### [THE EXERCISE]
Determine the number of lines where "React" occurs and reply with that number by itself.

### [INFORMATION SHOWN]
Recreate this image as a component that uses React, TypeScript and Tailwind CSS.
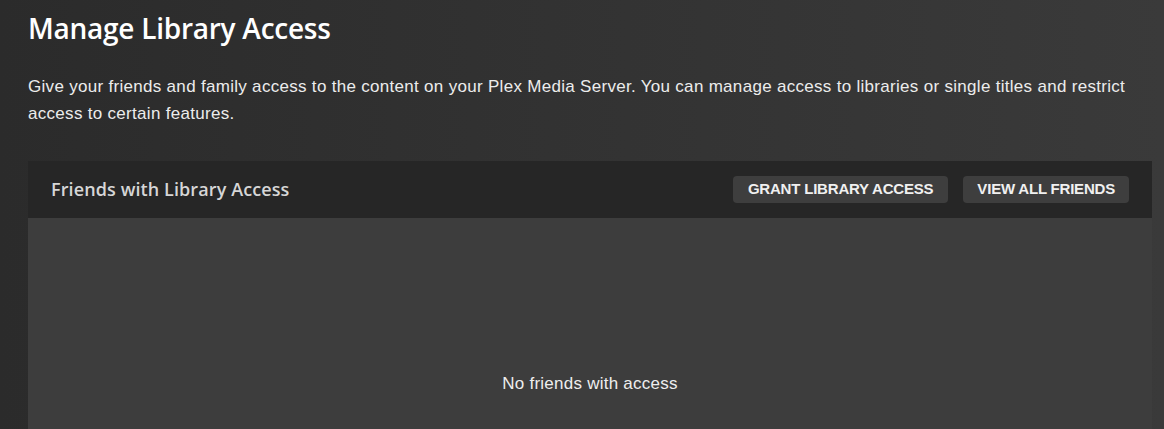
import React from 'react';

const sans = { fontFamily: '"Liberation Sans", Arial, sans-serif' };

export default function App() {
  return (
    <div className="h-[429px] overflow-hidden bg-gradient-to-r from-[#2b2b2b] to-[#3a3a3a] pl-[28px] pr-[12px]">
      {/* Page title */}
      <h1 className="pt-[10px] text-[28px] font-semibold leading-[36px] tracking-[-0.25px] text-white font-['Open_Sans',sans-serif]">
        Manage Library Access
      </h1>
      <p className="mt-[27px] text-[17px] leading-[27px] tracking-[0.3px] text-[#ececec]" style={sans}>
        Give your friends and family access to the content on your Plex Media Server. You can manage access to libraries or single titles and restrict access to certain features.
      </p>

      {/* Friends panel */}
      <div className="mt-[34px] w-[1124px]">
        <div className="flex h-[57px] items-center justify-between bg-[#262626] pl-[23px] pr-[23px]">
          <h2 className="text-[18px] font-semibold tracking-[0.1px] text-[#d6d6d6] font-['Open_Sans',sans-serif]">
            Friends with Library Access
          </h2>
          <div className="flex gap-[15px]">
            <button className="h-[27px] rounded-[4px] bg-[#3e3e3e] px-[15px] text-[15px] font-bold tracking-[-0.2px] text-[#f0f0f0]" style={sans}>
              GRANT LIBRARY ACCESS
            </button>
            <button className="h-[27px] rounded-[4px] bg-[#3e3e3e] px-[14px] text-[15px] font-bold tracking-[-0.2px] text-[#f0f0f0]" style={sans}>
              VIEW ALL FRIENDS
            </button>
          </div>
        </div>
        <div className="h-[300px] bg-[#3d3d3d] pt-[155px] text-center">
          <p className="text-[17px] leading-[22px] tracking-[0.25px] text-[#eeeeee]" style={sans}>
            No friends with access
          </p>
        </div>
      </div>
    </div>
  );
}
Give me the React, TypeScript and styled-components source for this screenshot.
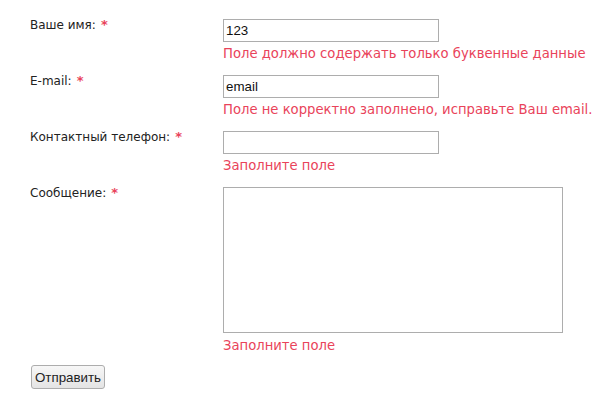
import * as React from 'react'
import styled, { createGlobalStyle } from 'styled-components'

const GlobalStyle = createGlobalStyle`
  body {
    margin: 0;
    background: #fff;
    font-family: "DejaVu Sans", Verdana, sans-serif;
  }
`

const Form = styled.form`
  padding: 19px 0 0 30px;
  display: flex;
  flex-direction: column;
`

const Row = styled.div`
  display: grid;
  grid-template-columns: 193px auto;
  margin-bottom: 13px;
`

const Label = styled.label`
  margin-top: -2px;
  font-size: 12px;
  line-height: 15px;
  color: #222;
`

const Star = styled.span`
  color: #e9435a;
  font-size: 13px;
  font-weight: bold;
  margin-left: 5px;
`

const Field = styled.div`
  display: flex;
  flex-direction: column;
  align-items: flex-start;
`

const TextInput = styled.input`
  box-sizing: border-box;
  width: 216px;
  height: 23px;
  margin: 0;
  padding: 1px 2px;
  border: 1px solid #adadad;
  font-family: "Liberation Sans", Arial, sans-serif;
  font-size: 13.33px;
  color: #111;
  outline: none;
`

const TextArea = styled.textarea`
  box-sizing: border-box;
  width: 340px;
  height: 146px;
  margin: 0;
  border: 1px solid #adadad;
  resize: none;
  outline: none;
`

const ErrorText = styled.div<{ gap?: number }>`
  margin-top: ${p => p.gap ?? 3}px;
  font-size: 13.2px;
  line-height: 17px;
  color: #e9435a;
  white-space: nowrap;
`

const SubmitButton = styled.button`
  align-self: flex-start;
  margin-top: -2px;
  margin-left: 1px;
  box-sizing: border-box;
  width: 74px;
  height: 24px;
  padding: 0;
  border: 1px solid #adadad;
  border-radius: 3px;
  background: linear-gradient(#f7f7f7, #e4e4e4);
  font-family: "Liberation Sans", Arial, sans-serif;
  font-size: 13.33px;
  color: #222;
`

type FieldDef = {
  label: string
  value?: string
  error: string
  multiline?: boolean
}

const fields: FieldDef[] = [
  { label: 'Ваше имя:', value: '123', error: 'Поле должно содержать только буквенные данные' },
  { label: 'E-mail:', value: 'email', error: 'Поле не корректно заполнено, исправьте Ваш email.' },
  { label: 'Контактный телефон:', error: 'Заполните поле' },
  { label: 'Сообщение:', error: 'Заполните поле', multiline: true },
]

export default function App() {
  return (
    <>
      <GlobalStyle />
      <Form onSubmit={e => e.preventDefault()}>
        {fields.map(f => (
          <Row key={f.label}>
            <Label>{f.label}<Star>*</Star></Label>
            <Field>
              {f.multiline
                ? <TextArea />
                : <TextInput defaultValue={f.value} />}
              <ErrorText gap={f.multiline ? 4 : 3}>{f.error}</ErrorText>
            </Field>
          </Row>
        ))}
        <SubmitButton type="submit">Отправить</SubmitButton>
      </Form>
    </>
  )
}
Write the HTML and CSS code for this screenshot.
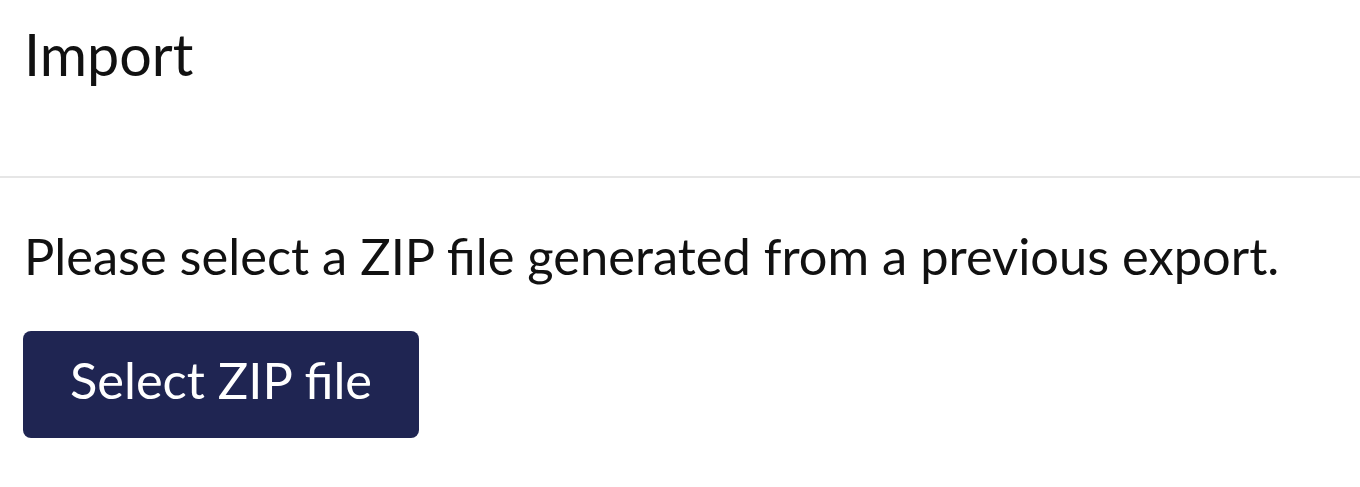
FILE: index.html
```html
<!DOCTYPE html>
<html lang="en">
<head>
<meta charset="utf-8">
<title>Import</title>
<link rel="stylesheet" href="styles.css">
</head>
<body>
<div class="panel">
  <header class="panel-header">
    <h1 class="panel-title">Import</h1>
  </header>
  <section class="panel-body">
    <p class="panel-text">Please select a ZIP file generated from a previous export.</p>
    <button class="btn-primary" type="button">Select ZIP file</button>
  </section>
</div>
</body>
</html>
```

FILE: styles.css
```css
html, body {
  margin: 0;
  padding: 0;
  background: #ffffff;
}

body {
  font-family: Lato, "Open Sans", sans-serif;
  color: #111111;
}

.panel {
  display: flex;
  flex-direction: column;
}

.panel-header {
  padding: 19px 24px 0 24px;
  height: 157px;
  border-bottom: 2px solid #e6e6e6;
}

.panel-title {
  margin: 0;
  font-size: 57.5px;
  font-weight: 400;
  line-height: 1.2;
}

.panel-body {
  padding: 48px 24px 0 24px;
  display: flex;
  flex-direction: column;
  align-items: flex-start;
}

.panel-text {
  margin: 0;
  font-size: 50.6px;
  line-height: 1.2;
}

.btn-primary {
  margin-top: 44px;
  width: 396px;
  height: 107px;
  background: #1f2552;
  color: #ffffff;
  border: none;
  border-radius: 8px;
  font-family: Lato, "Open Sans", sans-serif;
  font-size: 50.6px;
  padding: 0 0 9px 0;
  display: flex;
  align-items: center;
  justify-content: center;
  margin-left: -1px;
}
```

==

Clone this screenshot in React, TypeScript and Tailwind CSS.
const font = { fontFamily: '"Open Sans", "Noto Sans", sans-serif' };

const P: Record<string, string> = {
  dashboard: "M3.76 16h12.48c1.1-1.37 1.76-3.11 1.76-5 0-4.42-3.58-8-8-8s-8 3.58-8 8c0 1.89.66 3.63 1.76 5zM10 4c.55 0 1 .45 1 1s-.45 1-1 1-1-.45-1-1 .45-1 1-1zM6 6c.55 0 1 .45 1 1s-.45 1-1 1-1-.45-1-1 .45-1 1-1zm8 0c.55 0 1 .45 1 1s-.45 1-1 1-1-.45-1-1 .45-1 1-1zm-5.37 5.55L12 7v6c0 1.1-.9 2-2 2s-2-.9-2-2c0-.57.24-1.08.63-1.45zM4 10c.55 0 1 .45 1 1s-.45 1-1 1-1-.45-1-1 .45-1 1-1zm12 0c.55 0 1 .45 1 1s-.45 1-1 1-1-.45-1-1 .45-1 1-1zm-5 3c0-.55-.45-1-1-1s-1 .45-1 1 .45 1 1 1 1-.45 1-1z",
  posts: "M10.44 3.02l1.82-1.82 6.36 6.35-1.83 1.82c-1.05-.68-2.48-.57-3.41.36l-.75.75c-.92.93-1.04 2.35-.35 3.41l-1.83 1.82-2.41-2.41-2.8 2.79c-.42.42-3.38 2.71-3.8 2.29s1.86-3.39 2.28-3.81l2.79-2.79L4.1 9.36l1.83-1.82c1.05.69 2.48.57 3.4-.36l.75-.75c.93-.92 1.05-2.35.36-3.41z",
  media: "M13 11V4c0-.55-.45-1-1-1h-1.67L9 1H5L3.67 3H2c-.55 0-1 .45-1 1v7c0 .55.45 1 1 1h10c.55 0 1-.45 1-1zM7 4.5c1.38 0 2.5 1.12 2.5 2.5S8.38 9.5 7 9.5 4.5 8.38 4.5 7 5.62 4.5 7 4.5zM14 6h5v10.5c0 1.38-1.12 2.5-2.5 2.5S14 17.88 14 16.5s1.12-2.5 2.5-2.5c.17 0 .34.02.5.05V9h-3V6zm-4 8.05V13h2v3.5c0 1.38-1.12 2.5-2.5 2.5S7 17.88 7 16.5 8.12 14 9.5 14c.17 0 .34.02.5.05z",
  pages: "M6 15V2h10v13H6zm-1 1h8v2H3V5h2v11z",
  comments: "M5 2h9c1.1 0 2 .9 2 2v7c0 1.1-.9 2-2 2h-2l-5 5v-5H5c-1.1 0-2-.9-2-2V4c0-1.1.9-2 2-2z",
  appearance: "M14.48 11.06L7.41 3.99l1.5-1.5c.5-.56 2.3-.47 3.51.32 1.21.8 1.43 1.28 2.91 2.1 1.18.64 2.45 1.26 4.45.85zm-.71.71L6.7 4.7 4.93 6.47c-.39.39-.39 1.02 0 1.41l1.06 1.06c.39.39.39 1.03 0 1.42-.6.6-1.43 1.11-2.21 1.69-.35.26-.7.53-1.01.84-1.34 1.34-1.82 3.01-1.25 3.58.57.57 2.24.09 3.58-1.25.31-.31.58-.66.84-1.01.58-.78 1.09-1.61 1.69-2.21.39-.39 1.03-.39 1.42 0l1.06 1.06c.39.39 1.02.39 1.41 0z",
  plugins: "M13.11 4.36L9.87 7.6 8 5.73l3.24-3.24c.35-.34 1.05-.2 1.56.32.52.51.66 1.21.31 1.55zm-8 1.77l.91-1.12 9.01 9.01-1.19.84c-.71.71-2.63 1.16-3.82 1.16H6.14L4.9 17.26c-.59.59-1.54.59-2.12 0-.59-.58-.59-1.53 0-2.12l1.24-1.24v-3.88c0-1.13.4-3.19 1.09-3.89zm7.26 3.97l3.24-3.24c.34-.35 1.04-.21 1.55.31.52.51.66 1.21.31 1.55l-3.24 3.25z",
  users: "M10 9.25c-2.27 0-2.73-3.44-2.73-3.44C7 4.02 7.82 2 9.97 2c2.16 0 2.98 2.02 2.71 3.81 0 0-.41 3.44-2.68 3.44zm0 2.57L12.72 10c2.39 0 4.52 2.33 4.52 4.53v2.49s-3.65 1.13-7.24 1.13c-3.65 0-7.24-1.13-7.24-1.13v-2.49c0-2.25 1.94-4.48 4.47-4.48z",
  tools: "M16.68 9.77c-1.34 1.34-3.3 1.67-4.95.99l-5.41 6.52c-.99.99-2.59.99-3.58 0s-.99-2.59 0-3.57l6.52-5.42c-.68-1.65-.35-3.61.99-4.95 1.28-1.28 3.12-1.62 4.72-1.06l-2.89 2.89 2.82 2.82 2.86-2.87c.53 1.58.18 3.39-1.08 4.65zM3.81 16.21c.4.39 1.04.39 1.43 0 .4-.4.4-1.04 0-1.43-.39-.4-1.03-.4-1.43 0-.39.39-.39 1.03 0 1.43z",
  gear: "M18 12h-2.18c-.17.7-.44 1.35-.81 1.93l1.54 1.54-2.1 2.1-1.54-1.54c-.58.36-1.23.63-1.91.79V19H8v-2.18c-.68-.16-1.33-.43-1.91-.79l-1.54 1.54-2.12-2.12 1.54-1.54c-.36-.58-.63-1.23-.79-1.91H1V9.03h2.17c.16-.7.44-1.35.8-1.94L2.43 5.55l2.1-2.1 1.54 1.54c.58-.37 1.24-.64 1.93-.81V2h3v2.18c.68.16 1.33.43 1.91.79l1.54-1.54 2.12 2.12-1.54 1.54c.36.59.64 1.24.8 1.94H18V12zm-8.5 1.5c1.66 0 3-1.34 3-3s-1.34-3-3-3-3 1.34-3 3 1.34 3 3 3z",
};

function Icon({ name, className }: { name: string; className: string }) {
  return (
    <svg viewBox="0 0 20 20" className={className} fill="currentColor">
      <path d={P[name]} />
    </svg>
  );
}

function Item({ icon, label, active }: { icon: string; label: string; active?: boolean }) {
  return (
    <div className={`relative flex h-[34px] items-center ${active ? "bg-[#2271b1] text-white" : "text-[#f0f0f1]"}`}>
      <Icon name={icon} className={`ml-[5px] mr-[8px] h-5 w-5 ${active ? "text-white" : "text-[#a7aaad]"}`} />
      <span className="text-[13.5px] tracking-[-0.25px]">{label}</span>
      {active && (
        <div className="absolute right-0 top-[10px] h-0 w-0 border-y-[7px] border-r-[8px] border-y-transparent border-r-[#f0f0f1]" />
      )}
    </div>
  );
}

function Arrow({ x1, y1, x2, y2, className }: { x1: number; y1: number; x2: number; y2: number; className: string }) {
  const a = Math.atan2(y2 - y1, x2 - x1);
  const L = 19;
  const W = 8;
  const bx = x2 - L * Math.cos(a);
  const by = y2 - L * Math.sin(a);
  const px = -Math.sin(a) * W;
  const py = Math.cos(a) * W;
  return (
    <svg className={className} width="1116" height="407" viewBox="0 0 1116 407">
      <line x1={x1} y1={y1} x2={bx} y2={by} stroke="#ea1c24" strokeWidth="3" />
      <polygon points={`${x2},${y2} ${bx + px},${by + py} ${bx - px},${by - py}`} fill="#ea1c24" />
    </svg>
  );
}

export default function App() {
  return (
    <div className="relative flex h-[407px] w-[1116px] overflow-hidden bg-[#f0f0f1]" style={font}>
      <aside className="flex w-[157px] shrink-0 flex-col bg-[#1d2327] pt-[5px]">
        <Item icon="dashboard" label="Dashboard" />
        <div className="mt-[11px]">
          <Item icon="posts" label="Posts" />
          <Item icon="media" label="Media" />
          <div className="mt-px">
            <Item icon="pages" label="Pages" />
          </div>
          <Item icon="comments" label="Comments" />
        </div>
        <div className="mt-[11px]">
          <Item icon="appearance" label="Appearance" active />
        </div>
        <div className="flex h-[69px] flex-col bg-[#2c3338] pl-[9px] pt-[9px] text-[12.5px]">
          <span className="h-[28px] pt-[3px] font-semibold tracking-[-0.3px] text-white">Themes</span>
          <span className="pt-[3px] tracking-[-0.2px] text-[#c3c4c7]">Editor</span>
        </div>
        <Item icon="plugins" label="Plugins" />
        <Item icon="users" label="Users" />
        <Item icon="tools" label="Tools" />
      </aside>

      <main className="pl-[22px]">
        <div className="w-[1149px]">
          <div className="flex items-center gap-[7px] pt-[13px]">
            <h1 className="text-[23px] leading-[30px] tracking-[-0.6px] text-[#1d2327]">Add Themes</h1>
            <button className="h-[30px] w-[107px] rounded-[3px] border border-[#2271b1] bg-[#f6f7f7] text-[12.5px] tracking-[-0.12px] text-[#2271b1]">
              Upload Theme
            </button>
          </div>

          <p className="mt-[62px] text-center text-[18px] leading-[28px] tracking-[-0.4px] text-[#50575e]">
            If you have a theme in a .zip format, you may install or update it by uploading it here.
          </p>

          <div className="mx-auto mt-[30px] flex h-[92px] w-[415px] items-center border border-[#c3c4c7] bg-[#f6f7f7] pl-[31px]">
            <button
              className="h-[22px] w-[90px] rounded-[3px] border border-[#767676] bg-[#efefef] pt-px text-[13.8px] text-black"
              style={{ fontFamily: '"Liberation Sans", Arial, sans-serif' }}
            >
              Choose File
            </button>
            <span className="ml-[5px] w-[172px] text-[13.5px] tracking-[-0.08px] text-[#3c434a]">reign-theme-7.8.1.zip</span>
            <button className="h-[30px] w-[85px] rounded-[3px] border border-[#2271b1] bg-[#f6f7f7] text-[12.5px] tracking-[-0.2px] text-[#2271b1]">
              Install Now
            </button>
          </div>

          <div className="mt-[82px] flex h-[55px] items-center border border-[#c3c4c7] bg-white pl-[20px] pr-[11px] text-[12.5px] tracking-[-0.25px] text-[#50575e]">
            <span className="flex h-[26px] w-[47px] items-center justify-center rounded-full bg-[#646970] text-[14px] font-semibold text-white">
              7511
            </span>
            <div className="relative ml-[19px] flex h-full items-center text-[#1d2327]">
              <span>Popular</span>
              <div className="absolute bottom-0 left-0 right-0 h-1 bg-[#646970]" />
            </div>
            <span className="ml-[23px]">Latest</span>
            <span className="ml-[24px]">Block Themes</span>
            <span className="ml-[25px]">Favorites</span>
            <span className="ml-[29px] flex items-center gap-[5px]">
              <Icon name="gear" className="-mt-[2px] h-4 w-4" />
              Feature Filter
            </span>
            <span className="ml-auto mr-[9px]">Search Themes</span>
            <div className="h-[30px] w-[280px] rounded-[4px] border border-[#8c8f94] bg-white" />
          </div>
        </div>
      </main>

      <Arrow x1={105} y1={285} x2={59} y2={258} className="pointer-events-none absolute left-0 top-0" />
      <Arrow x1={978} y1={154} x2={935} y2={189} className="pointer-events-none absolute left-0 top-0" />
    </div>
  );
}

### [WRITTEN ANSWER]
5